DSD argues that the terms "magic pipe" and "bypass pipe" are synonymous with the commission of illegal discharges which has not been charged in this case. DSD contends that because the charges in this case are for record keeping violations, obstruction of justice and witness tampering, those terms are irrelevant and are not essential elements of the charged violations. DSD cites four cases where it was found that the pollution or improper discharges themselves were not relevant conduct in cases charging record keeping violations and obstruction of justice. See United States v. Ionia Mgmt., S.A., 498 F.Supp.2d 477 (D. Conn. 2009); United States v. Jho, 534 F.3d 398, 404 (5th Cir. 2008); United States v. Abrogar, 459 F.3d 430 (3d Cir. 2006); United States v. Petraia Ltd., No. 2:06-cr-00091, at Docs. 88, 97 (D. Me. 2007). However, the context of the statements cited in the first three cases are completely different from the issues presented here.
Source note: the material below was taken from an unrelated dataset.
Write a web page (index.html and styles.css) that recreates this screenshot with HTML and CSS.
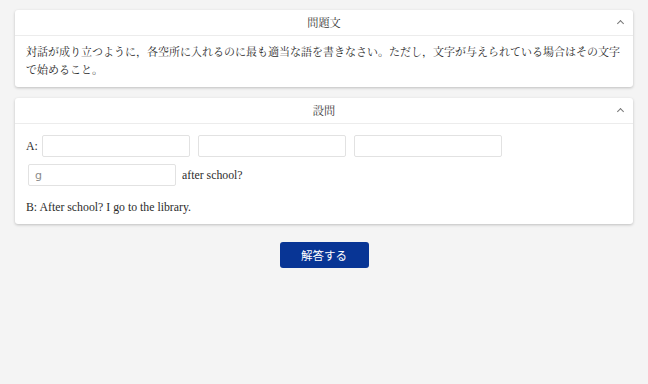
FILE: index.html
```html
<!DOCTYPE html>
<html lang="ja">
<head>
    <meta charset="UTF-8">
    <meta name="viewport" content="width=device-width, initial-scale=1.0">
    <title>問題</title>
    <link rel="stylesheet" href="styles.css">
</head>
<body>
    <section class="panel">
        <div class="panel-head">
            <h2>問題文</h2>
            <span class="chevron"></span>
        </div>
        <div class="panel-body intro">
            <p>対話が成り立つように，各空所に入れるのに最も適当な語を書きなさい。ただし，文字が与えられている場合はその文字で始めること。</p>
        </div>
    </section>

    <section class="panel">
        <div class="panel-head">
            <h2>設問</h2>
            <span class="chevron"></span>
        </div>
        <div class="panel-body question">
            <div class="blank-line">
                <span class="speaker">A:</span>
                <input type="text" class="blank">
                <input type="text" class="blank">
                <input type="text" class="blank">
                <input type="text" class="blank" placeholder="g">
                <span>after school?</span>
            </div>
            <p class="reply">B: After school? I go to the library.</p>
        </div>
    </section>

    <div class="actions">
        <button class="submit">解答する</button>
    </div>
</body>
</html>
```

FILE: styles.css
```css
:root {
    --navy: #083595;
    --text: #2b2b2b;
    --line: #ececec;
    --shadow: 0 1px 3px rgba(0, 0, 0, 0.22);
}

* {
    margin: 0;
    padding: 0;
    box-sizing: border-box;
}

body {
    background-color: #f4f4f4;
    color: var(--text);
    font-family: "Liberation Serif", "Noto Serif CJK JP", "Noto Sans CJK JP", serif;
    font-size: 11.8px;
    line-height: 18px;
    padding: 10px 15px;
}

.panel {
    background: white;
    border-radius: 3px;
    box-shadow: var(--shadow);
    margin-bottom: 11px;
}

.panel-head {
    position: relative;
    height: 26px;
    display: flex;
    align-items: center;
    justify-content: center;
    border-bottom: 1px solid var(--line);
}

.panel-head h2 {
    font-size: 11.2px;
    font-weight: normal;
    color: #333;
}

.chevron {
    position: absolute;
    right: 10px;
    top: 11px;
    width: 5px;
    height: 5px;
    border-top: 1.5px solid #777;
    border-left: 1.5px solid #777;
    transform: rotate(45deg);
}

.panel-body {
    padding: 7px 11px 8px;
}

.intro p {
    font-size: 11px;
    line-break: anywhere;
}

.question {
    padding: 11px 11px 8px;
}

.blank-line {
    display: flex;
    flex-wrap: wrap;
    align-items: center;
    gap: 7px 4px;
}

.speaker {
    margin-right: -2px;
}

.blank {
    width: 148px;
    height: 22px;
    margin: 0 2px;
    padding: 0 6px;
    border: 1px solid #e2e2e2;
    border-radius: 2px;
    font-family: "DejaVu Sans", sans-serif;
    font-size: 11px;
    color: #333;
    outline: none;
}

.blank::placeholder {
    color: #8a8a8a;
}

.reply {
    margin-top: 12px;
}

.actions {
    display: flex;
    justify-content: center;
    padding-top: 7px;
}

.submit {
    width: 89px;
    height: 26px;
    border: none;
    border-radius: 3px;
    background: var(--navy);
    color: white;
    font-family: "Noto Sans CJK JP", sans-serif;
    font-size: 11.5px;
    cursor: pointer;
}
```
In the first case, the court was analyzing whether it had jurisdiction to prosecute record keeping violations when the pollution and actual record keeping occurred outside the jurisdiction of the United States. Ionia Mgmt., S.A., 498 F.Supp.2d at 487. The court merely found that it had jurisdiction over the misrepresentations in port, even though the actual record book entries and pollution occurred outside the jurisdiction of the United States. Id.
The next two cases, Jho and Abrogar, involve analysis of the scope of the relevant conduct under sentencing guidelines. Both of these courts discussed the fact that the defendants were not charged with the alleged improper discharges because they did not occur within the jurisdiction of the United States and held that the defendants could not be punished for conduct that occurred outside United States waters. Jho, 534 F.3d at 404; Abrogar, 459 F.3d at 437. The Jho and Abrogar courts did not find that testimony regarding the alleged improper discharges or the use of terms to describe that conduct was irrelevant at trial.
The only case cited by DSD that concerns the use of similar terms at trial is an unreported ruling from the district of Maine, Petraia Ltd., No. 2:06-cr-00091. This Court is obviously not bound by any ruling in Petraia Ltd., and moreover, this Court finds that the ruling is not directly analogous to the issues here. In Petraia Ltd. the defendant moved to preclude the government from referring to the case as an "environmental crimes" or "pollution" case or to the defendant as a "polluter." The court entered an endorsement or docket entry (in other words, with no written order or explanation), granting the motion in limine "regarding references to this as a 'environmental crimes' or 'pollution' case." Petraia Ltd., No. 2:06-cr-00091, at Doc. 97. The Petraia Ltd. court did not hold that the government could not use the terms "environmental crimes" or "pollution," but merely that the government could not refer to the case as an environmental crimes case or a pollution case.
In the instant case, the terms "bypass pipe" and "magic pipe" are used in the indictment to identify a specific type of pipe that was used on the M/T Stavanger Blossom. The terms are reportedly universally used by mariners and Coast Guard officials to refer to this category of piping configuration. Proof of the alleged illegal discharges is relevant to a determination of whether the record books are accurate. These terms fairly describe the alleged conduct underlying the specific offenses that Defendants are charged with committing and that the Government hopes to prove at trial. Accordingly, the Court finds that the terms "magic pipe," "bypass pipe," "illegal discharge(s)," "pollution," and "environmental crime(s)" are neither irrelevant nor unfairly prejudicial. Likewise, the Court finds that reference to the Defendants as "polluters" is not inflammatory. Although it could be argued that this is not an environmental crimes case or a pollution case because the Defendants have not been charged with those violations, the charges in this case are supported by the allegation that the Defendants polluted and are polluters.
CONCLUSION
For the reasons explained above, the motion of DSD Shipping, A.S. to strike surplusage from the indictments and motion in limine to preclude the use of certain terms at trial (Doc. 150), is DENIED.
DONE and ORDERED this 24th day of September, 2015.